Tara is the Mother Goddess who
answers human supplication.
Buddhism numbers 21 Taras, often featuring seven all-seeing eyes of compassion
(three in the forehead, one in each palm and foot sole). White
Tara, the mild form of the goddess, promises
health, long life and prosperity. Green
Tara promotes growth, solves practical
problems and protects our everyday world.

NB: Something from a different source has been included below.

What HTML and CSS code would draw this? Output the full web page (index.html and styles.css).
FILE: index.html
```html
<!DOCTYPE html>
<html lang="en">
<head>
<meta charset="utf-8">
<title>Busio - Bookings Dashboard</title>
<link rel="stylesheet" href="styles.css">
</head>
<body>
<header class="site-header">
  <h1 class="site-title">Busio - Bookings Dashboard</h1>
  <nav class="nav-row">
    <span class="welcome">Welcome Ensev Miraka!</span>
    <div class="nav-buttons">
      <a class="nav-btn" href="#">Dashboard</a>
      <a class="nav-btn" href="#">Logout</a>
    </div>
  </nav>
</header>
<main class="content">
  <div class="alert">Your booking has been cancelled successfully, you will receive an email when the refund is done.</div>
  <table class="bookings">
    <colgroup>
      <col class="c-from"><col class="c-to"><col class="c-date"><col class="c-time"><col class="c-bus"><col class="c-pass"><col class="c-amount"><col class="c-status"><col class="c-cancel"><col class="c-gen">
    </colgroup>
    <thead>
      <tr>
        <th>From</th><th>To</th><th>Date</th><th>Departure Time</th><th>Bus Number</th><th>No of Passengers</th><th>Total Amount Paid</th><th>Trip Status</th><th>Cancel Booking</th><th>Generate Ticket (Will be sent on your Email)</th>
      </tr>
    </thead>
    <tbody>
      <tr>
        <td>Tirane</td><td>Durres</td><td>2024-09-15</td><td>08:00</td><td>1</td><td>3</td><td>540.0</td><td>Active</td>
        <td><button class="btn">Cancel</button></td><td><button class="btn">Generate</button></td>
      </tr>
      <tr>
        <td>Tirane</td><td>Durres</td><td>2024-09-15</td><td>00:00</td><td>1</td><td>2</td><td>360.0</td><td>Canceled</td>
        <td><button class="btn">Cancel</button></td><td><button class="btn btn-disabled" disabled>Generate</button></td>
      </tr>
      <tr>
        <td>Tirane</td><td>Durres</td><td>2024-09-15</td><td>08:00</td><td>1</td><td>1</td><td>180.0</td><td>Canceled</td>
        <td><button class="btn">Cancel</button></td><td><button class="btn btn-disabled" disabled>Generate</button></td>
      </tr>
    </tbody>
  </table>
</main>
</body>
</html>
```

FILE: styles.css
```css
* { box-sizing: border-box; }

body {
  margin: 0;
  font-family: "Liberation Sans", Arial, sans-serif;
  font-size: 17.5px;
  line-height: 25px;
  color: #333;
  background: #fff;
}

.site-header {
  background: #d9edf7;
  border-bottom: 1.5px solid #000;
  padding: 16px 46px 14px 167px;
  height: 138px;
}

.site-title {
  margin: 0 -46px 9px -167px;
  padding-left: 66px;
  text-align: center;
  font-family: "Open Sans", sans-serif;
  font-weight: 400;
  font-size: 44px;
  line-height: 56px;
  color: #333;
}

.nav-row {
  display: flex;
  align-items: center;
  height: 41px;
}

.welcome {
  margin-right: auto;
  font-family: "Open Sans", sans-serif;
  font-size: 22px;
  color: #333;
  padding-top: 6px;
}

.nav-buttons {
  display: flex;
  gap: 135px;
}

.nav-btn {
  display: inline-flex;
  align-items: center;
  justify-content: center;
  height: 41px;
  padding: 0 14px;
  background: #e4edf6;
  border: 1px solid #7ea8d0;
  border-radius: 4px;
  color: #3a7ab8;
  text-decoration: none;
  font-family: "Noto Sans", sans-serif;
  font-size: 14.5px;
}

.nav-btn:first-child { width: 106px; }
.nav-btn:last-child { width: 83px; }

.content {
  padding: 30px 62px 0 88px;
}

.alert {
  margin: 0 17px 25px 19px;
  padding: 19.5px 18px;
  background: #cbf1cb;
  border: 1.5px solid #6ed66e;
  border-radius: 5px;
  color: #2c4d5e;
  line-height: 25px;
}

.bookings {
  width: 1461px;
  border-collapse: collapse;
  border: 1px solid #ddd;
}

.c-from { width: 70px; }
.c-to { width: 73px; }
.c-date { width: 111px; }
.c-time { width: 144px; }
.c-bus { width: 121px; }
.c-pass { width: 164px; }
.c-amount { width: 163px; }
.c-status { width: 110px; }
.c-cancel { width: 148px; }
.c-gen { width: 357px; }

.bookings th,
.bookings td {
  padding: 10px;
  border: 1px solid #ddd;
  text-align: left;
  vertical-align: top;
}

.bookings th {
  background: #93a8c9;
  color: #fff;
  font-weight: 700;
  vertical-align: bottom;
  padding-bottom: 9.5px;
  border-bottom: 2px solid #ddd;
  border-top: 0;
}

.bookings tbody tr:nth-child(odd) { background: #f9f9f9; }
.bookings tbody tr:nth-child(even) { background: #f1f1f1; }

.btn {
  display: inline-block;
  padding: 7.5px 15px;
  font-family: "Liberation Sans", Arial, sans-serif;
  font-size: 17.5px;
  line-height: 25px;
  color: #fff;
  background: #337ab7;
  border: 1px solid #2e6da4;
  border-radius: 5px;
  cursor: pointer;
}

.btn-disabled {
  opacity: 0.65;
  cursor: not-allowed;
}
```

Tara's name means One Who Saves. She
epitomizes the influence of the older mother-goddess cults upon the Buddhist
Mahayana religion. Her concept evolved in India and later she became the most
important goddess in the Mahayana pantheon. She holds a very prominent position
in Tibet and Nepal.
Tara was born from a tear of the Boddhisatwa of
Compassion, Avolokiteswora. She was conceived primarily as a savioress and is,
therefore, the female counterpart of Avolokiteswora. She is also generally
regarded as his consort and is frequencly portrayed with him.
Tara is believed to protect the human beings while they
are crossing the ocean of existence. Her compassion for living beings, her
desire to save them from suffering, is said to be stronger than a mother's love
for her children.
Among the forms of Tara: when she is red, yellow
and blue, she is in menacing mood; white or green she is gentle and loving.